#### [DESCRIPTION OF THE TASK]
Check each line of the entries below for the string "drawn" and state how many lines have it, with no other text.

── EXERCISE MATERIAL

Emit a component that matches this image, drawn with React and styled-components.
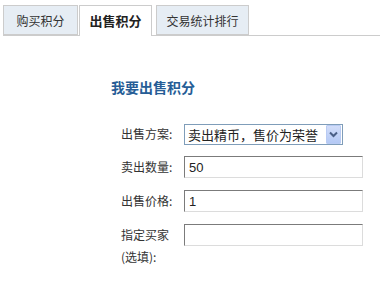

────
── EXERCISE MATERIAL

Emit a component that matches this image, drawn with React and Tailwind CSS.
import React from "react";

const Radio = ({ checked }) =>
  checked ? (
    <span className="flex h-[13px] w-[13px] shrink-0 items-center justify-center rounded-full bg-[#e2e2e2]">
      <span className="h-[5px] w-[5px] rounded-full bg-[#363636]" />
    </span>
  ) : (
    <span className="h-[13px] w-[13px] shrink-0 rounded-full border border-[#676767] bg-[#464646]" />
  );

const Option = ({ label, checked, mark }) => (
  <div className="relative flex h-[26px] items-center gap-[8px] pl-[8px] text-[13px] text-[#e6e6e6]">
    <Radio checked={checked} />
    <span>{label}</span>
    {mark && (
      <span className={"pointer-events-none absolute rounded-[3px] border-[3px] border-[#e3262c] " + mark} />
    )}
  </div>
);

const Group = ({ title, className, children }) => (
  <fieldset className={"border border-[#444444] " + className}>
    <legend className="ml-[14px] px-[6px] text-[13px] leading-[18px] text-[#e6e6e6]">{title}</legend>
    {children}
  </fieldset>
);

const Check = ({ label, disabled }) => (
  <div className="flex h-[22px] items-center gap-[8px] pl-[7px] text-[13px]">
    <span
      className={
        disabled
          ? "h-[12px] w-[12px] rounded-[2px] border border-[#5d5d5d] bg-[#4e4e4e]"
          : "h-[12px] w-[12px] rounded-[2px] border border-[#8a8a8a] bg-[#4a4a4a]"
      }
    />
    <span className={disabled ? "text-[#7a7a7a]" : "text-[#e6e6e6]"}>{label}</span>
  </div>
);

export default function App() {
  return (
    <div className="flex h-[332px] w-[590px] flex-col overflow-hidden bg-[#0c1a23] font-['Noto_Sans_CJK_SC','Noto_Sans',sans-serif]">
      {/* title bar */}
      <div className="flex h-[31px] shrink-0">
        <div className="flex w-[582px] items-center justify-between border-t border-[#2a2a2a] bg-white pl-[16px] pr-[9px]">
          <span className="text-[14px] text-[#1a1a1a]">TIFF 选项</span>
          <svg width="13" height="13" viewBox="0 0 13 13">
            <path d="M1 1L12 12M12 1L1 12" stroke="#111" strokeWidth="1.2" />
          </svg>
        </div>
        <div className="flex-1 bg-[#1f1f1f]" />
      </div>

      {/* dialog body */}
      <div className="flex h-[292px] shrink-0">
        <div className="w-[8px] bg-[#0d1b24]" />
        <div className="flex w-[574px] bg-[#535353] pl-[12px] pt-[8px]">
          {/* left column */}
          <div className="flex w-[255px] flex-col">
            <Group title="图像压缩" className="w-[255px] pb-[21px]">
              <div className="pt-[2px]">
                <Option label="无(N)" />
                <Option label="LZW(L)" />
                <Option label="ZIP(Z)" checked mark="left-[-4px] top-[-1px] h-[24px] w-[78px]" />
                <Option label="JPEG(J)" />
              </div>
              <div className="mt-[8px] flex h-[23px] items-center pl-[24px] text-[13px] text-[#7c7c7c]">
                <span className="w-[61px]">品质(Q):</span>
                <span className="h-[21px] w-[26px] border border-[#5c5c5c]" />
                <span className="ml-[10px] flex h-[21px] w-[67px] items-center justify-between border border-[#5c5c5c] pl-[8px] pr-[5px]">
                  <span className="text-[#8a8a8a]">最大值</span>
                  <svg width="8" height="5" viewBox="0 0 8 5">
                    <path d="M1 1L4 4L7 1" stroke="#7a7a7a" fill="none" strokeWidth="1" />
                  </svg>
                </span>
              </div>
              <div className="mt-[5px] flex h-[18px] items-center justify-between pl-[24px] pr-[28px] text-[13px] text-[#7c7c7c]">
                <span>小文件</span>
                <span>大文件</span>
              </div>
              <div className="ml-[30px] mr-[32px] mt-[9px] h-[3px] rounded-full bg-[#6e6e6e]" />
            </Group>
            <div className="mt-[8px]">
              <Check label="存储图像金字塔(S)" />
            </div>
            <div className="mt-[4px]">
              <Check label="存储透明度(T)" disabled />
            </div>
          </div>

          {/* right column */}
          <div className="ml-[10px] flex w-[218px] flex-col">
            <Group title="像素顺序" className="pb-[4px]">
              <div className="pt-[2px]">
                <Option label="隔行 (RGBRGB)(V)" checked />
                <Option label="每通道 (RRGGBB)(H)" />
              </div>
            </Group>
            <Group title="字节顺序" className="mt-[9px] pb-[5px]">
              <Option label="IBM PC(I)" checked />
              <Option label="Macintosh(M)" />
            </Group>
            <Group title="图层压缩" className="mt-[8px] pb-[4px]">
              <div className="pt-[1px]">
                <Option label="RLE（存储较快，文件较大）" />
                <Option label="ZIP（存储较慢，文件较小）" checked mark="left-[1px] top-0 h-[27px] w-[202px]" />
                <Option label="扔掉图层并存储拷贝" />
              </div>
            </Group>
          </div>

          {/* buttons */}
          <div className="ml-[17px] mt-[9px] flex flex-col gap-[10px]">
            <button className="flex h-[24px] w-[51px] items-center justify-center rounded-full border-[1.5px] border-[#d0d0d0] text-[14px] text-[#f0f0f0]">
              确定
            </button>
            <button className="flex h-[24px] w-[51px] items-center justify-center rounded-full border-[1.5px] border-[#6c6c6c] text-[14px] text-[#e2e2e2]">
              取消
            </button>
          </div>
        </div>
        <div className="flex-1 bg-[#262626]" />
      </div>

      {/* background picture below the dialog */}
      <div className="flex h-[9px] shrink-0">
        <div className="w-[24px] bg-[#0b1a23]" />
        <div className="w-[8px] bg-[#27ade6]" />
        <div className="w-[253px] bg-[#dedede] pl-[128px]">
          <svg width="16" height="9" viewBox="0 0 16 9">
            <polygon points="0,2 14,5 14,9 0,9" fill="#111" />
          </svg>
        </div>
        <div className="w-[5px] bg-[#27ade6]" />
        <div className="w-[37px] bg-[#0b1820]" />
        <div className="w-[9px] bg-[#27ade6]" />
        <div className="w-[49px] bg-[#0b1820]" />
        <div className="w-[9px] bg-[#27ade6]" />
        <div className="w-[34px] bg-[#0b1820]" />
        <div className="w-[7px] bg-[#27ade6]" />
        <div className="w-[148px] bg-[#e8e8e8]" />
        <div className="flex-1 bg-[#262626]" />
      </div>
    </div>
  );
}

────

#### [FULL RESPONSE]
2